Some might think the South Slope and downtown may be a victims of its their own popularity, so if you’d rather avoid more of the tourists and bachelorette party crowd, here’s some outskirt breweries we like for their more casual and local atmosphere:  Zillicoah Brewery is the best place to pretend to be a local.  It has a big, outdoor space (kid friendly) on the French Broad River (not far from the house, but the road conditions on Riverside Drive are not really walkable so driving is advised).   Sweeten Creek Brewery and Blue Ghost Brewery south of Asheville both have a similar outdoor atmosphere, full of locals.

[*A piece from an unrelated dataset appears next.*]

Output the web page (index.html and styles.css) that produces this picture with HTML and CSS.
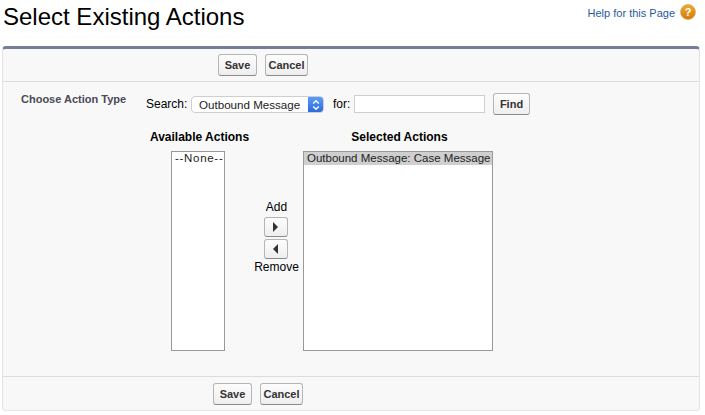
FILE: index.html
```html
<!DOCTYPE html>
<html lang="en">
<head>
<meta charset="utf-8">
<title>Select Existing Actions</title>
<link rel="stylesheet" href="styles.css">
</head>
<body>
<header class="page-head">
  <h1 class="title">Select Existing Actions</h1>
  <a class="help" href="#"><span class="help-text">Help for this Page</span>
    <svg class="help-icon" width="16" height="16" viewBox="0 0 16 16">
      <defs><linearGradient id="hg" x1="0" y1="0" x2="0" y2="1"><stop offset="0" stop-color="#f0a92c"/><stop offset="1" stop-color="#d47c0c"/></linearGradient></defs>
      <circle cx="8" cy="8" r="7.5" fill="url(#hg)" stroke="#c9a35a" stroke-width="0.6"/>
      <text x="8" y="12" text-anchor="middle" class="help-mark">?</text>
    </svg>
  </a>
</header>
<main class="panel">
  <div class="bar bar-top">
    <button class="btn btn-save">Save</button>
    <button class="btn btn-cancel">Cancel</button>
  </div>
  <div class="body">
    <div class="search-row">
      <span class="type-label">Choose Action Type</span>
      <span class="search-label">Search:</span>
      <div class="select"><span class="select-text">Outbound Message</span>
        <span class="select-arrows">
          <svg width="8" height="12" viewBox="0 0 8 12"><path d="M1.2 4.6 4 1.8 6.8 4.6M1.2 7.4 4 10.2 6.8 7.4" fill="none" stroke="#fff" stroke-width="1.4"/></svg>
        </span>
      </div>
      <span class="for-label">for:</span>
      <input class="search-input" type="text">
      <button class="btn btn-find">Find</button>
    </div>
    <div class="duel">
      <div class="col col-avail">
        <div class="col-title">Available Actions</div>
        <div class="list list-avail"><div class="opt opt-none">--None--</div></div>
      </div>
      <div class="mover">
        <span class="mover-label mover-add">Add</span>
        <button class="arrow-btn"><svg width="7" height="10" viewBox="0 0 7 10"><path d="M1 0 6 5 1 10z" fill="#333"/></svg></button>
        <button class="arrow-btn"><svg width="7" height="10" viewBox="0 0 7 10"><path d="M6 0 1 5 6 10z" fill="#333"/></svg></button>
        <span class="mover-label mover-remove">Remove</span>
      </div>
      <div class="col col-sel">
        <div class="col-title">Selected Actions</div>
        <div class="list list-sel"><div class="opt opt-on">Outbound Message: Case Message</div></div>
      </div>
    </div>
  </div>
  <div class="bar bar-bottom">
    <button class="btn btn-save">Save</button>
    <button class="btn btn-cancel">Cancel</button>
  </div>
</main>
</body>
</html>
```
FILE: styles.css
```css
* { box-sizing: border-box; }
html, body { margin: 0; padding: 0; }
body {
  width: 705px;
  height: 415px;
  overflow: hidden;
  background: #fff;
  color: #000;
  font-family: "Liberation Sans", Arial, sans-serif;
  font-size: 12px;
}
.page-head {
  display: flex;
  justify-content: space-between;
  height: 46px;
  padding: 0 9px 0 3px;
}
.title {
  margin: 3px 0 0;
  font-size: 24px;
  line-height: 28px;
  font-weight: 400;
}
.help {
  display: flex;
  align-items: flex-start;
  gap: 5px;
  padding-top: 4px;
  color: #1f5a9e;
  font-size: 11px;
  line-height: 16px;
  text-decoration: none;
}
.help-text { padding-top: 1px; }
.help-mark { font: 700 11px "Liberation Sans", sans-serif; fill: #fff; }
.panel {
  display: flex;
  flex-direction: column;
  width: 698px;
  height: 365px;
  margin-left: 2px;
  background: #f8f8f8;
  border: 1px solid #e4e4e4;
  border-top: 3px solid #747e96;
  border-radius: 4px;
}
.bar { display: flex; align-items: flex-start; gap: 8px; }
.bar-top {
  height: 33px;
  padding: 5px 0 0 215px;
  border-bottom: 1px solid #dcdcdc;
}
.bar-bottom {
  height: 34px;
  padding: 6px 0 0 210px;
  border-top: 1px solid #dcdcdc;
}
.btn {
  height: 22px;
  padding: 0;
  border: 1px solid #b5b5b5;
  border-bottom-color: #8a8a8a;
  border-radius: 3px;
  background: linear-gradient(#fdfdfd, #eeeeee);
  color: #333;
  font: 700 11px "Liberation Sans", Arial, sans-serif;
}
.btn-save { width: 39px; }
.btn-cancel { width: 43px; }
.body { flex: 1; padding-top: 13px; }
.search-row { display: flex; align-items: flex-start; }
.type-label {
  width: 125px;
  margin: -2px 0 0 18px;
  color: #4a4a56;
  font-size: 11px;
  font-weight: 700;
  line-height: 12px;
}
.search-label { width: 45px; line-height: 18px; }
.select {
  display: flex;
  justify-content: space-between;
  width: 133px;
  height: 17px;
  margin-top: 1px;
  background: #fff;
  border: 1px solid #cfcfcf;
  border-radius: 4px;
  overflow: hidden;
}
.select-text { padding-left: 7px; font-size: 11.6px; line-height: 15px; color: #222; }
.select-arrows {
  display: flex;
  align-items: center;
  justify-content: center;
  width: 15px;
  background: linear-gradient(#5a9cf5, #2a6be0);
}
.for-label { width: 21px; margin-left: 9px; line-height: 18px; }
.search-input {
  width: 131px;
  height: 18px;
  padding: 0;
  background: #fff;
  border: 1px solid #cfcfcf;
}
.btn-find { width: 37px; margin: -2px 0 0 8px; }
.duel { display: flex; align-items: flex-start; margin-top: 15px; }
.col { display: flex; flex-direction: column; align-items: center; }
.col-avail { width: 100px; margin-left: 145px; }
.col-sel { width: 190px; }
.col-title { padding-left: 3px; font-weight: 700; line-height: 14px; white-space: nowrap; }
.list {
  height: 200px;
  margin-top: 7px;
  background: #fff;
  border: 1px solid #999;
}
.list-avail { width: 54px; }
.list-sel { width: 190px; }
.opt { padding: 0 3px; font-size: 11.5px; line-height: 13px; color: #222; white-space: nowrap; }
.opt-none { padding: 0 2px 0 3px; letter-spacing: 0.7px; }
.opt-on { background: #cfcfcf; }
.mover {
  display: flex;
  flex-direction: column;
  align-items: center;
  width: 55px;
  padding-top: 70px;
  gap: 2px;
}
.mover-label { padding-left: 2px; line-height: 14px; }
.mover-add { margin-bottom: 1px; }
.mover-remove { margin-top: -1px; }
.arrow-btn {
  display: flex;
  align-items: center;
  justify-content: center;
  width: 24px;
  height: 20px;
  padding: 0;
  border: 1px solid #b5b5b5;
  border-bottom-color: #8a8a8a;
  border-radius: 3px;
  background: linear-gradient(#fdfdfd, #eeeeee);
}
```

The Wedge Brewery original location (now called the “Studio” location in the River Arts District) is great when the weather is good.  It has long been an Asheville favorite, and they’ve largely resisted the tendency to capitalize on it through distribution and expansion.  Their expansion to the nearby site, called the “Foundation” location is pretty awesome too in its graffiti filled setting. 

Highland Brewery is Asheville’s first and oldest microbrewery; their warehouse taproom and beer garden on the East side of town is good for an early evening visit, particularly when there’s music. 

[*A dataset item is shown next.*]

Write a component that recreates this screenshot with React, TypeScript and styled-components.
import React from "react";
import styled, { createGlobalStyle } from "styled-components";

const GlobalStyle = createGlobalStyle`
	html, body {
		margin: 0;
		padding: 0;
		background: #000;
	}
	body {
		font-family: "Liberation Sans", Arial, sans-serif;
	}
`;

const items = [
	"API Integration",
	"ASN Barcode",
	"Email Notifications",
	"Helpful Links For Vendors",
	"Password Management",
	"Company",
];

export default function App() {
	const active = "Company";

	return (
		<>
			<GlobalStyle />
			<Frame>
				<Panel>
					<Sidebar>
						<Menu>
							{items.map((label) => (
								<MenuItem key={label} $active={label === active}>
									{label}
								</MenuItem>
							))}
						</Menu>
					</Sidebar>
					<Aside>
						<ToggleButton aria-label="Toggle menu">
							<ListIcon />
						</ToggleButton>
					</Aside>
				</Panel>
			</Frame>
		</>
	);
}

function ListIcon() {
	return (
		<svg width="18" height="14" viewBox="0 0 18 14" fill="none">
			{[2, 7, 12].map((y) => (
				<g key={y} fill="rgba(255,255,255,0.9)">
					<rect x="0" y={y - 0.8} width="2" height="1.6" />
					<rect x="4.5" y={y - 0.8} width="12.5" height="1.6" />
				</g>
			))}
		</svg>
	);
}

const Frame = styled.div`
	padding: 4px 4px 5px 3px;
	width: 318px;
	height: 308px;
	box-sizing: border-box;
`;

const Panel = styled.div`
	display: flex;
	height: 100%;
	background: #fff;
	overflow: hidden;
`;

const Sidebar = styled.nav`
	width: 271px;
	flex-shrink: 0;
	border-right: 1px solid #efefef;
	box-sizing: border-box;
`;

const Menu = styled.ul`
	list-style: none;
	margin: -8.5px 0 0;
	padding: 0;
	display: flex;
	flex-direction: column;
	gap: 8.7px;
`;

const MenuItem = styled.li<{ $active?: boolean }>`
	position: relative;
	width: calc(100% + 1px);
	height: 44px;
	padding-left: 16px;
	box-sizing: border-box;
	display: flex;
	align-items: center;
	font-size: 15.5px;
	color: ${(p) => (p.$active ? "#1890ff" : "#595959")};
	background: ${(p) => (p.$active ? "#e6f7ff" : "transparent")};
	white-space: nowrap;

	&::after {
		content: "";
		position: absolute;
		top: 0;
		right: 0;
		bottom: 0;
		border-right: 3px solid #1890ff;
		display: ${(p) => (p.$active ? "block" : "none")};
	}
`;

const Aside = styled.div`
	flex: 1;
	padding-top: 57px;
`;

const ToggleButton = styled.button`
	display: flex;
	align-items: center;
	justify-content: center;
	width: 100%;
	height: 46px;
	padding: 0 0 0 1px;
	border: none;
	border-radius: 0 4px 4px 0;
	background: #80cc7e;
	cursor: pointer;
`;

We hesitate to mention New Belgium Brewery since it is already so well known, and draws in its own tourist crowd, but they deserve the attention, not only for their spacious tasting room / lawn, but from the moment they announced this East Coast expansion from their Colorado base, they have sponsored many of our local fundraising events, paid living wages, and were a huge catalyst for the ongoing development of bike path greenways flanking the river below.  So besides liking their drinks, we like the company.

Sierra Nevada Brewery (the Chico, CA based brewery’s massive East Coast expansion) is often and aptly called the “Biltmore” of breweries.  It sits on its own estate-like setting in Mills River and everything is done well on a grand scale.  It’s a good place for when we locals like to pretend we’re tourists.

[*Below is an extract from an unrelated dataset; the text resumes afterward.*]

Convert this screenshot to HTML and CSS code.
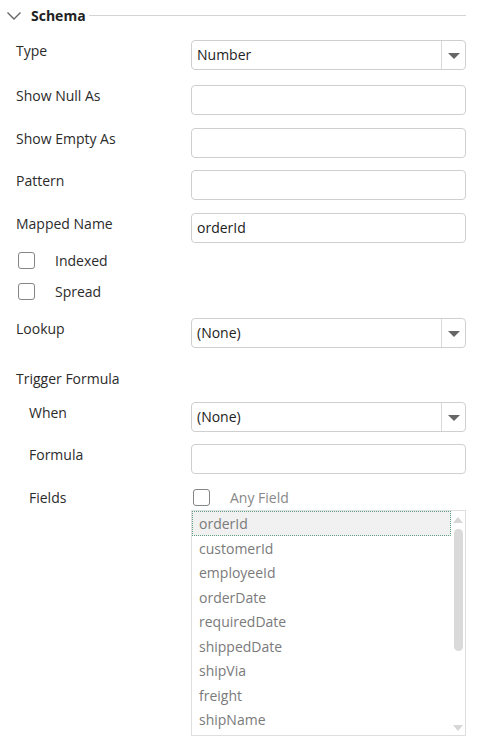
FILE: index.html
```html
<!DOCTYPE html>
<html lang="en">
<head>
<meta charset="utf-8">
<title>Schema</title>
<link rel="stylesheet" href="styles.css">
</head>
<body>
<section class="panel">
  <header class="panel-head">
    <svg class="chevron" width="16" height="10" viewBox="0 0 16 10"><polyline points="1.5,1.5 8,8 14.5,1.5" fill="none" stroke="#666" stroke-width="1.4"/></svg>
    <span class="panel-title">Schema</span>
    <span class="panel-rule"></span>
  </header>

  <div class="field first">
    <label class="field-label">Type</label>
    <div class="select"><span class="select-value">Number</span><span class="select-btn"><i class="caret"></i></span></div>
  </div>
  <div class="field">
    <label class="field-label">Show Null As</label>
    <div class="input"></div>
  </div>
  <div class="field">
    <label class="field-label">Show Empty As</label>
    <div class="input"></div>
  </div>
  <div class="field tight">
    <label class="field-label">Pattern</label>
    <div class="input"></div>
  </div>
  <div class="field">
    <label class="field-label">Mapped Name</label>
    <div class="input"><span class="input-value">orderId</span></div>
  </div>

  <div class="check-row first-check"><span class="box"></span><span class="check-label">Indexed</span></div>
  <div class="check-row"><span class="box"></span><span class="check-label">Spread</span></div>

  <div class="field lookup">
    <label class="field-label">Lookup</label>
    <div class="select"><span class="select-value">(None)</span><span class="select-btn"><i class="caret"></i></span></div>
  </div>

  <div class="group-label">Trigger Formula</div>

  <div class="field sub when">
    <label class="field-label">When</label>
    <div class="select"><span class="select-value">(None)</span><span class="select-btn"><i class="caret"></i></span></div>
  </div>
  <div class="field sub tight">
    <label class="field-label">Formula</label>
    <div class="input"></div>
  </div>
  <div class="field sub fields">
    <label class="field-label">Fields</label>
    <div class="fields-col">
      <div class="any-field"><span class="box"></span><span class="any-label">Any Field</span></div>
      <div class="listbox">
        <ul class="list-items">
          <li class="item focused">orderId</li>
          <li class="item">customerId</li>
          <li class="item">employeeId</li>
          <li class="item">orderDate</li>
          <li class="item">requiredDate</li>
          <li class="item">shippedDate</li>
          <li class="item">shipVia</li>
          <li class="item">freight</li>
          <li class="item">shipName</li>
        </ul>
        <div class="scrollbar">
          <i class="sb-up"></i>
          <div class="sb-track"><div class="sb-thumb"></div></div>
          <i class="sb-down"></i>
        </div>
      </div>
    </div>
  </div>
</section>
</body>
</html>
```

FILE: styles.css
```css
* { box-sizing: border-box; }

html, body {
  margin: 0;
  padding: 0;
  background: #fff;
}

body {
  font-family: "Open Sans", "Noto Sans", sans-serif;
  font-size: 14px;
  line-height: 19px;
  color: #333;
  overflow: hidden;
  height: 739px;
}

.panel {
  width: 466px;
}

/* collapsible section header */
.panel-head {
  display: flex;
  align-items: center;
  height: 30px;
  padding-left: 6px;
}

.chevron {
  flex: none;
  margin-top: 1px;
}

.panel-title {
  font-weight: 700;
  color: #222;
  margin-left: 9px;
}

.panel-rule {
  flex: 1;
  height: 1px;
  background: #d4d4d4;
  margin-left: 3px;
}

/* label + control rows */
.field {
  display: grid;
  grid-template-columns: 191px 1fr;
  margin-top: 13px;
}

.field.first { margin-top: 10px; }
.field.first + .field { margin-top: 15px; }
.field.tight { margin-top: 12px; }

.field-label {
  padding-left: 16px;
  padding-top: 1px;
  color: #2b2b2b;
}

.field.sub .field-label { padding-left: 29px; }

.input,
.select {
  height: 30px;
  border: 1px solid #cfcfcf;
  border-radius: 4px;
  background: #fff;
}

.input-value,
.select-value {
  display: block;
  padding-left: 5px;
  line-height: 28px;
  color: #222;
}

.select {
  display: flex;
}

.select-value { flex: 1; }

.select-btn {
  width: 24px;
  border-left: 1px solid #d9d9d9;
  display: flex;
  align-items: center;
  justify-content: center;
}

.caret {
  width: 0;
  height: 0;
  border-left: 6px solid transparent;
  border-right: 6px solid transparent;
  border-top: 6px solid #666;
  margin-top: 1px;
}

/* checkboxes */
.box {
  flex: none;
  width: 17px;
  height: 17px;
  border: 1.5px solid #858585;
  border-radius: 3px;
  background: #fff;
}

.check-row {
  display: flex;
  align-items: center;
  height: 31px;
  padding-left: 18px;
}

.check-row.first-check { margin-top: 2px; }

.check-label {
  margin-left: 20px;
  color: #2b2b2b;
}

.field.lookup { margin-top: 11px; }

.group-label {
  padding-left: 16px;
  margin-top: 21px;
  color: #2b2b2b;
}

.field.when { margin-top: 14px; }

.field.fields { margin-top: 13px; }

.fields-col {
  display: flex;
  flex-direction: column;
}

.any-field {
  display: flex;
  align-items: center;
  height: 22px;
  padding-left: 2px;
  margin-top: -1px;
}

.any-label {
  margin-left: 20px;
  color: #888;
}

/* field list */
.listbox {
  display: flex;
  height: 226px;
  margin-top: 2px;
  border: 1px solid #dedede;
  overflow: hidden;
}

.list-items {
  flex: 1;
  list-style: none;
  margin: 0;
  padding: 0;
}

.item {
  height: 24.5px;
  line-height: 26px;
  padding-left: 7px;
  color: #7a7a7a;
}

.item.focused {
  background: #f1f1f1;
  outline: 1px dotted #5f9f82;
  outline-offset: -1px;
}

.scrollbar {
  flex: none;
  width: 14px;
  display: flex;
  flex-direction: column;
  align-items: center;
  padding: 6px 0 4px;
}

.sb-up,
.sb-down {
  width: 0;
  height: 0;
  border-left: 5px solid transparent;
  border-right: 5px solid transparent;
}

.sb-up { border-bottom: 6px solid #d6d6d6; }
.sb-down { border-top: 6px solid #d6d6d6; }

.sb-track {
  flex: 1;
  width: 100%;
  display: flex;
  justify-content: center;
  padding-top: 6px;
}

.sb-thumb {
  width: 9px;
  height: 122px;
  border-radius: 5px;
  background: #dadada;
}
```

Asheville’s 2nd oldest brewery Asheville Brewing Company (ABC) has remained perhaps its most local and unique.  They started out as the “Brew & View” in North Asheville, and it remains a very popular place for a beer, pizza and a cheap movie all in one.  Their Coxe Avenue branch was one of the first establishments to extend downtown into the South Slope, and their recent repurposing of the adjacent drive through bank into a venue called Rabbit Rabbit is a testament to Asheville’s resourceful creativity and love of open spaces.

West Asheville’s trendy corridor has several breweries that reflect the character of West Asheville – hipster, young, and creative mixed in with some local grit and struggle.  Unlike downtown or South Slope where things cluster around overlapping streets, West Asheville’s draw is a long line, Haywood Road, like a single streak buffered by residential streets on all sides (very popular neighborhoods by the way, so expect to overlap with lots of interesting locals). 

There’s not really one place we suggest over another, but the atmosphere of West Asheville is felt more on the sidewalk than inside any one place, so what we recommend is to take some time to walk a length of it, getting drinks and food and people-watching along the way.  For the full experience, start at Archetype Brewery on an early evening and walk Haywood Road all the way to All Sevens Brewery (777) or even further to Upcountry Brewery, which is about a mile and a half total.  If that’s too much, then focus on the central corridor where Haywood Road meets Brevard Road.

All in a Day Brewery Blitz:

If you like the challenge of trying to sample as many breweries in a day as you can, without having to drive back and forth much, then I suggest this approach:  Start along the French Broad River / River Arts District (Wedge both locations, New Belgium, Ginger’s Revenge, Zillicoah).  These are better enjoyed by daylight anyway.  For the extra zealous, you could spur off from there to either the Biltmore Village area (French Broad, Hi-Wire Big Top, Catawba, Hillman, Burial Forestry Camp, Cursus Keme) or spur off to West Asheville (Urban Orchard, Archetype, Cellarest, One World, Whale, Oyster House, 777, UpCountry).  Then around dinner time, head to downtown, where you won’t need to drive for the rest of the night.  Eat and check out downtown breweries (Collaboratory, Dssolvr, One World, Thirsty Monk) then slide down the South Slope for the after dinner revelry hours (Wicked Weed, Bhramari, Asheville Brewing, Ben’s Beer, Hi-Wire, Funkatorium, Twin Leaf, Catawba, Green Man, Burial, Eurisko).  If current trends continue, there may be even more breweries to add to this list shortly after publication.

All In Moderation?

If you think a beer is best enjoyed and “earned” after a hike or a run, check out my “Bites, Boots, and Beer” section in my Asheville Outdoors post for suggested day trips for combining good food, great hikes, and well deserved beer into a single outing.

Other Drinks.  Gluten Free, or just not that into beer?

While Asheville breweries get a lot of attention in Asheville, there’s some cool places to just get a drink.  Pretty much every bar and restaurant serves local beer on tap, but also ginger beer, ciders, wine, spirits and cocktails.  Some non-breweries that we like to just get a drink are 5 Walnut Wine Bar (also a great place to see local musicians play), Sovereign Remedies (creative cocktails and great windows), or the Battery Park Book Exchange Wine Bar (a labyrinth of bookshelves used to create nooks for cozy drinks and quiet conversation.  It’s also worth paying the elevated prices at Capella on 9 to get the elevated views from the AC Hotel’s super fancy rooftop bar with good views of downtown.  On the other depth of the spectrum, and uniquely Asheville is Crow and Quill which is too cool to even make a big sign to let you know it’s there behind those dark windows.  Picture yourself having a unique cocktail with Edgar Allen Poe while listening to ragtime musicians.  All of these options are located downtown.